Editorial: Don’t sleepwalk through this summer’s election call


The horses have left the gates on the 2021 Canadian federal election and, at 35 days, it will be one of the shortest election campaigns on the books. Bookies have set odds on a minority government result when everyone crosses the finish lines, with Justin Trudeau’s Liberals leading the pack as the best bet to come out on top of the ballot count—but it is very early days as of yet, and as not-so-distant polling fiascos demonstrate, elections do matter.

Whomever one may support going into this election, and especially if undecided, it is extremely important to not let any summer malaise set in. This election will determine the course our nation will steer to economic recovery and, hopefully, the pandemic endgame.

Despite what the federal opposition parties posit, Canadians have largely expressed satisfaction with the pandemic stickhandling of the governing Liberals, and that party, quite understandably, wants to make that the deciding question. The Conservatives allege the Liberal game has been slipshod, offside and spendthrift, with far too much largesse being laid upon the unworthy great unwashed. “Our grandchildren will pay for it,” they allege repeatedly, and that fiscal responsibility message plays well to their strong suit—even as the historical record has failed to support the Tories’ previous pronouncements of doom. But that is a narrative that will be for the voters to ultimately decide.

The NDP, on the left hand side, suggest the Liberals must not be granted their coveted majority. It is only the NDP’s constant prodding and threats of dissolution of the government mandate that has forced the stingy Liberals to toss enough into the public’s net sufficiently to stave off economic and social disaster. With the largest deficits in Canadian history already sitting on the scorecard it is difficult to imagine more generous social spending would be onside—but again, that is a decision for the electorate to decide. The NDP answer is to eat the uber rich, which is always a popular refrain, but even moreso given the steady litany of media reports of outrageous pandemic profiteering appearing on television (or computer/phone/tablet) screens and newspaper pages.

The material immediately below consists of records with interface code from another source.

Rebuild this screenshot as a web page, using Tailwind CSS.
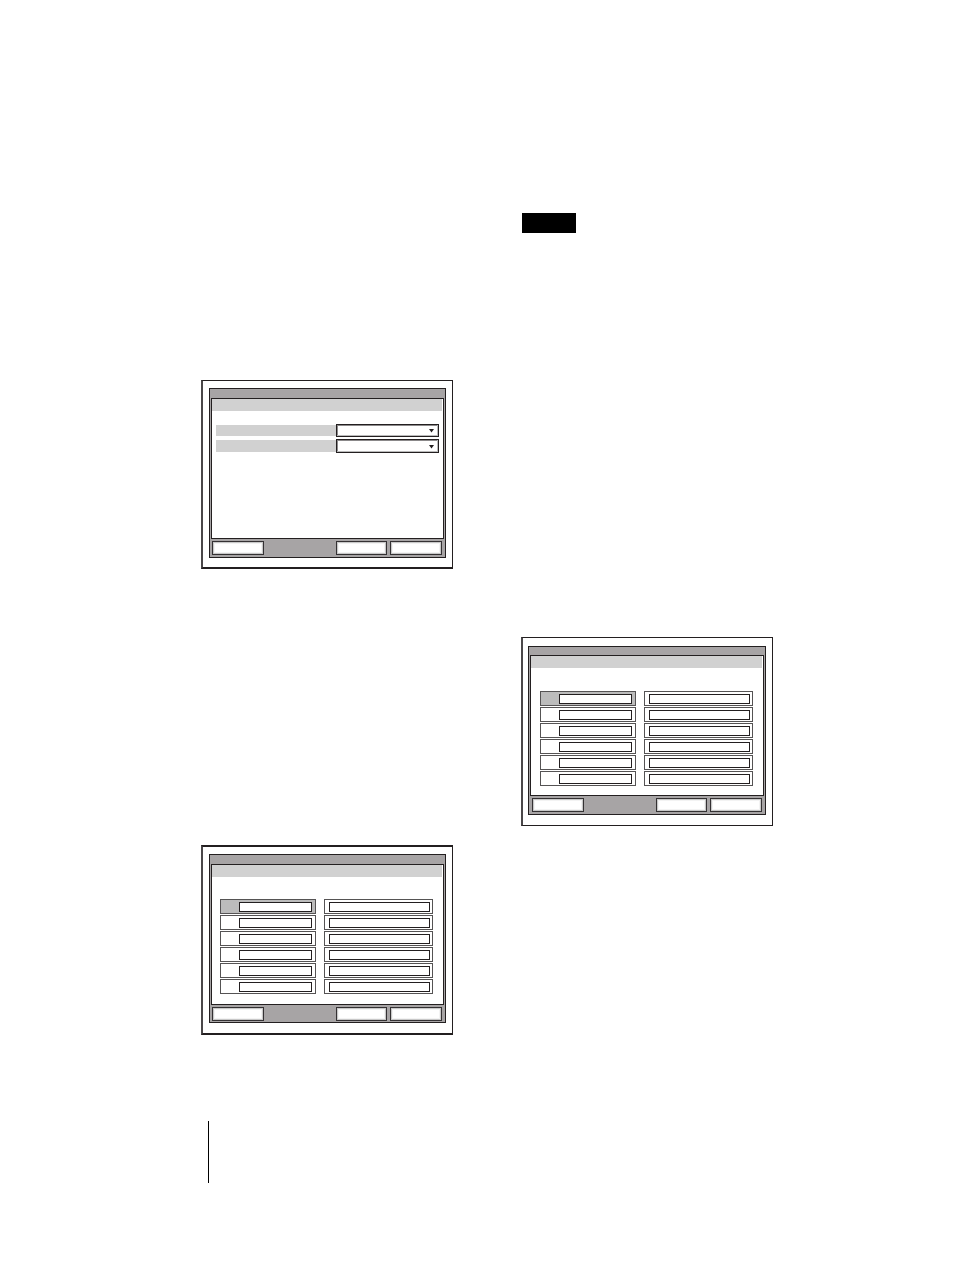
<!DOCTYPE html>
<html lang="en">
<head>
<meta charset="utf-8">
<meta name="viewport" content="width=device-width, initial-scale=1">
<title>Setup screens</title>
<script src="https://cdn.jsdelivr.net/npm/@tailwindcss/browser@4"></script>
</head>
<body class="bg-white font-['Liberation_Sans',sans-serif] text-[#231f20]">
<main class="grid grid-cols-2 gap-x-[68px] pr-[181px] pl-[201px] pb-[86px]">
  <div class="flex flex-col pt-[380px]">
    <section aria-label="Selection screen" class="border border-b-2 border-l-2 border-[#231f20] border-l-[#4a4749] pt-[7px] pr-1.5 pb-[9px] pl-1.5">
      <div class="border border-[#231f20] bg-[#a7a4a5] px-px pt-[9px] pb-0.5">
        <div class="h-[141px] border border-[#231f20] bg-white">
          <header class="mr-px h-3 bg-[#d1d1d1]"></header>
          <form class="flex flex-col gap-0.5 pt-[13px] pr-1 pl-1">
            <div class="flex items-center">
              <label for="first" class="h-[11px] flex-1 bg-[#d1d1d1]"></label>
              <div class="relative h-[13px] w-[103px]">
                <select id="first" aria-label="First setting" class="block size-full appearance-none border border-[#231f20] bg-white shadow-[inset_-1px_-1px_0_#bbbbbb,inset_1px_1px_0_#8b898a]"></select>
                <svg class="pointer-events-none absolute top-[5px] right-[5px]" width="5" height="4" viewBox="0 0 5 4"><path d="M0 0h5L2.500 3.500z" fill="#231f20"/></svg>
              </div>
            </div>
            <div class="flex items-center">
              <label for="second" class="h-3 flex-1 bg-[#d1d1d1]"></label>
              <div class="relative h-[14px] w-[103px]">
                <select id="second" aria-label="Second setting" class="block size-full appearance-none border border-[#231f20] bg-white shadow-[inset_-1px_-1px_0_#bbbbbb,inset_1px_1px_0_#8b898a]"></select>
                <svg class="pointer-events-none absolute top-[6px] right-[5px]" width="5" height="4" viewBox="0 0 5 4"><path d="M0 0h5L2.500 3.500z" fill="#231f20"/></svg>
              </div>
            </div>
          </form>
        </div>
        <footer data-buttons class="flex gap-[3px] pt-0.5 pr-0.5 pl-px"></footer>
      </div>
    </section>

    <section aria-label="List screen" class="mt-[276px] border-y-2 border-r border-l-2 border-[#231f20] border-l-[#4a4749] pt-[7px] pr-1.5 pb-2.5 pl-1.5">
      <div class="border border-[#231f20] bg-[#a7a4a5] px-px pt-[9px] pb-px">
        <div class="h-[141px] border border-[#231f20] bg-white">
          <header class="mr-px h-3 bg-[#d1d1d1]"></header>
          <ul data-rows class="flex flex-col gap-px pt-[22px] pr-2.5 pl-2"></ul>
        </div>
        <footer data-buttons class="flex gap-[3px] pt-0.5 pr-0.5 pl-px"></footer>
      </div>
    </section>
    <div class="mt-[86px] ml-[7px] h-[62px] w-px bg-black"></div>
  </div>

  <div class="flex flex-col pt-[213px]">
    <div class="ml-px h-5 w-[54px] bg-black"></div>
    <section aria-label="Edit screen" class="mt-[404px] border border-l-2 border-[#231f20] border-l-[#4a4749] pt-2 pr-1.5 pb-2.5 pl-[5px]">
      <div class="border border-[#231f20] bg-[#a7a4a5] px-px pt-2 pb-0.5">
        <div class="h-[141px] border border-[#231f20] bg-white">
          <header class="mr-px h-3 bg-[#d1d1d1]"></header>
          <ul data-rows class="flex flex-col gap-px pt-[23px] pr-2.5 pl-[9px]"></ul>
        </div>
        <footer data-buttons class="flex gap-[3px] pt-0.5 pr-0.5 pl-0.5"></footer>
      </div>
    </section>
  </div>
</main>
<script>
const button = (label, cls) => `<button type="button" aria-label="${label}" class="h-[14px] border border-[#343133] bg-white shadow-[inset_0_0_0_1px_#c8c8c8,inset_0_0_0_2px_#f3f3f3] ${cls}"></button>`;
document.querySelectorAll('[data-buttons]').forEach(f => {
  f.innerHTML = button('Left', 'mr-auto w-[52px]') + button('Middle', 'w-[51px]') + button('Right', 'w-[52px]');
});
document.querySelectorAll('[data-rows]').forEach(list => {
  for (let i = 1; i <= 6; i++) {
    const fill = i === 1 ? 'bg-[#bcbcbc]' : 'bg-white';
    list.insertAdjacentHTML('beforeend', `<li class="flex gap-2">
      <div class="flex h-[15px] w-24 items-start border border-[#555354] pt-0.5 pr-[3px] pl-[18px] ${fill}">
        <input aria-label="Name ${i}" class="h-2.5 w-full min-w-0 border border-[#231f20] bg-white">
      </div>
      <div class="flex h-[15px] min-w-0 flex-1 items-start border border-[#555354] pt-0.5 pr-0.5 pl-1">
        <input aria-label="Value ${i}" class="h-2.5 w-full min-w-0 border border-[#231f20] bg-white">
      </div>
    </li>`);
  }
});
</script>
</body>
</html>
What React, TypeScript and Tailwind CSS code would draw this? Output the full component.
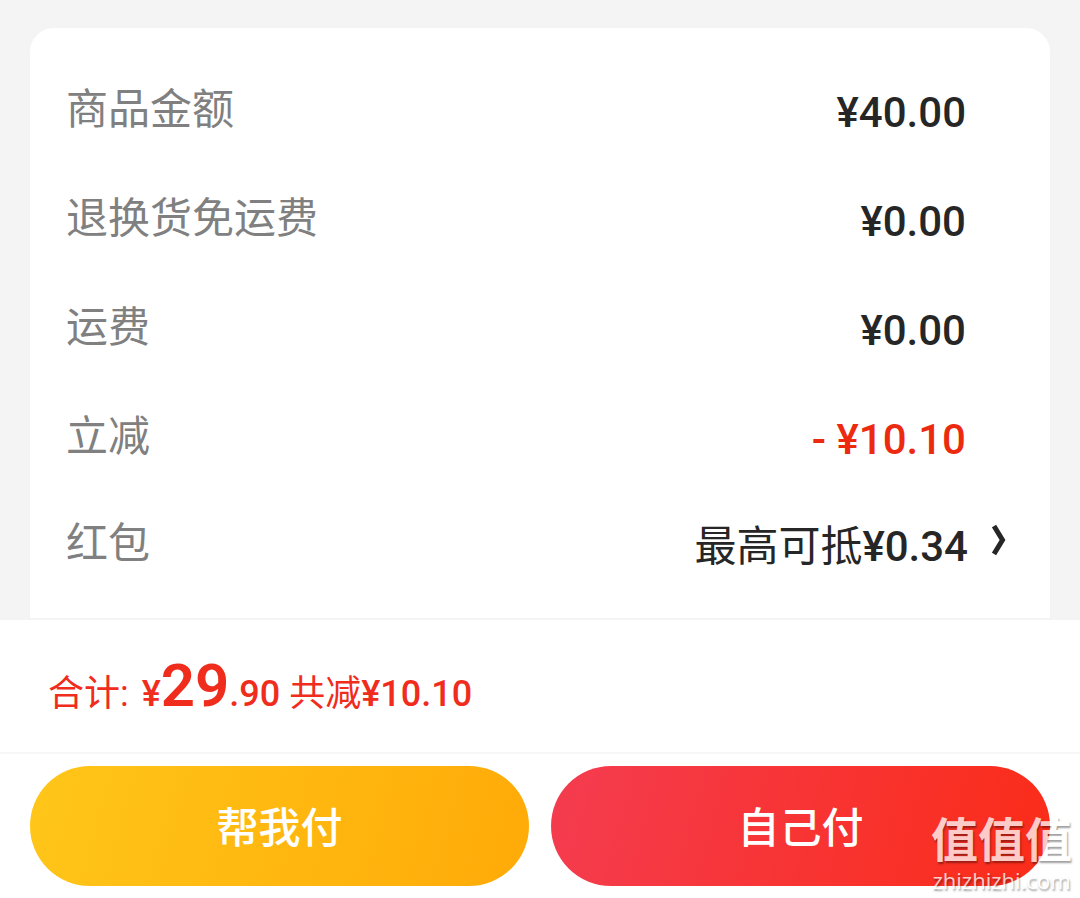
import React from 'react';

type Row = {
  label: string;
  value: string;
  discount?: boolean;
};

const rows: Row[] = [
  { label: '商品金额', value: '¥40.00' },
  { label: '退换货免运费', value: '¥0.00' },
  { label: '运费', value: '¥0.00' },
  { label: '立减', value: '- ¥10.10', discount: true },
];

const PriceRow = ({ label, value, discount }: Row) => (
  <div className="flex h-[109px] items-center justify-between">
    <dt className="pt-0.5 text-[#808080]">{label}</dt>
    <dd className={`pt-2 pr-12 font-medium ${discount ? 'text-[#ec2a10]' : 'text-[#262626]'}`}>
      {value}
    </dd>
  </div>
);

const App = () => {
  return (
    <div className="flex min-h-screen flex-col bg-[#f4f4f4] font-[Roboto,'Noto_Sans_CJK_SC',sans-serif]">
      {/* Price details */}
      <main className="flex flex-1 flex-col px-[30px] pt-7">
        <dl className="flex-1 rounded-t-3xl bg-white px-9 pt-[26px] text-[42px] leading-[60px]">
          {rows.map((row) => (
            <PriceRow key={row.label} {...row} />
          ))}
          <div className="flex h-[108px] items-center justify-between">
            <dt className="text-[#808080]">红包</dt>
            <dd className="text-[#262626]">
              <button type="button" className="flex items-center gap-6">
                <span className="pt-1.5">
                  最高可抵<span className="font-medium">¥0.34</span>
                </span>
                <svg className="mr-2 mb-2 h-8 w-[14px]" viewBox="0 0 14 32" fill="none" stroke="currentColor" strokeWidth={5}>
                  <path d="M2 2L10.500 16L2 30" />
                </svg>
              </button>
            </dd>
          </div>
        </dl>
      </main>

      {/* Checkout bar */}
      <footer className="relative border-t-2 border-[#f4f4f4] bg-white">
        <div className="flex h-[132px] items-center px-12 pt-2 text-[#f02c1c]">
          <p className="text-4xl leading-[60px]">
            合计: <span className="ml-1 font-medium">¥</span>
            <span className="text-[60px] leading-[60px] font-semibold">29</span>
            <span className="font-medium">.90</span> 共减
            <span className="font-medium">¥10.10</span>
          </p>
        </div>
        <div className="flex gap-[22px] border-t-2 border-[#f7f7f7] px-[30px] pt-3 pb-3 text-[42px] font-medium text-white">
          <button type="button" className="h-[120px] flex-1 rounded-full bg-[linear-gradient(105deg,#ffc619,#ffaa08)] pt-1">
            帮我付
          </button>
          <button type="button" className="h-[120px] flex-1 rounded-full bg-[linear-gradient(105deg,#f43c50,#fb2c18)] pt-1">
            自己付
          </button>
        </div>

        {/* Watermark */}
        <div className="pointer-events-none absolute right-2 bottom-1.5 flex flex-col items-center text-white opacity-75 [text-shadow:1px_2px_2px_rgb(0_0_0/0.5)]">
          <span className="text-[47px] leading-[54px] font-bold">值值值</span>
          <span className="font-['Open_Sans',sans-serif] text-[22px] leading-6 font-medium">zhizhizhi.com</span>
        </div>
      </footer>
    </div>
  );
};

export default App;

The Greens are currently imploding on the national scene, and complain bitterly that the Liberals have taken advantage of their party’s current disarray. This despite the environment and impending global doom of humanity (and most other of God’s creatures) becoming clearer with every published scientific analysis (that’s peer-reviewed, thank you kindly Facebook pundits). The Greens are embroiled in controversy over their foreign policy stances rather than their core issue. Hopefully for their supporters, the election will prove a rallying point for their offensive play—again, that will be for the voters to decide.

It would seem that the Liberals, despite their much heralded recent rush down the left side of the ice, remain the party of the centre (albeit far more left of centre than the days of Mackenzie King)—although that has more to do with the posturing of their electoral opponents than where they want to skate.

There is much to consider in this election for the Canadian electorate, whether it is to stay the course with their electoral choices of two years ago, to provide the Liberals with a majority that will free them from the shackles of depending on support from the NDP, the Conservatives (it could happen) or the Bloc Quebecois to lay out a successful game plan for the nation.

And that, at the end of the game, is for the voters to decide—let’s not all sleepwalk into that decision.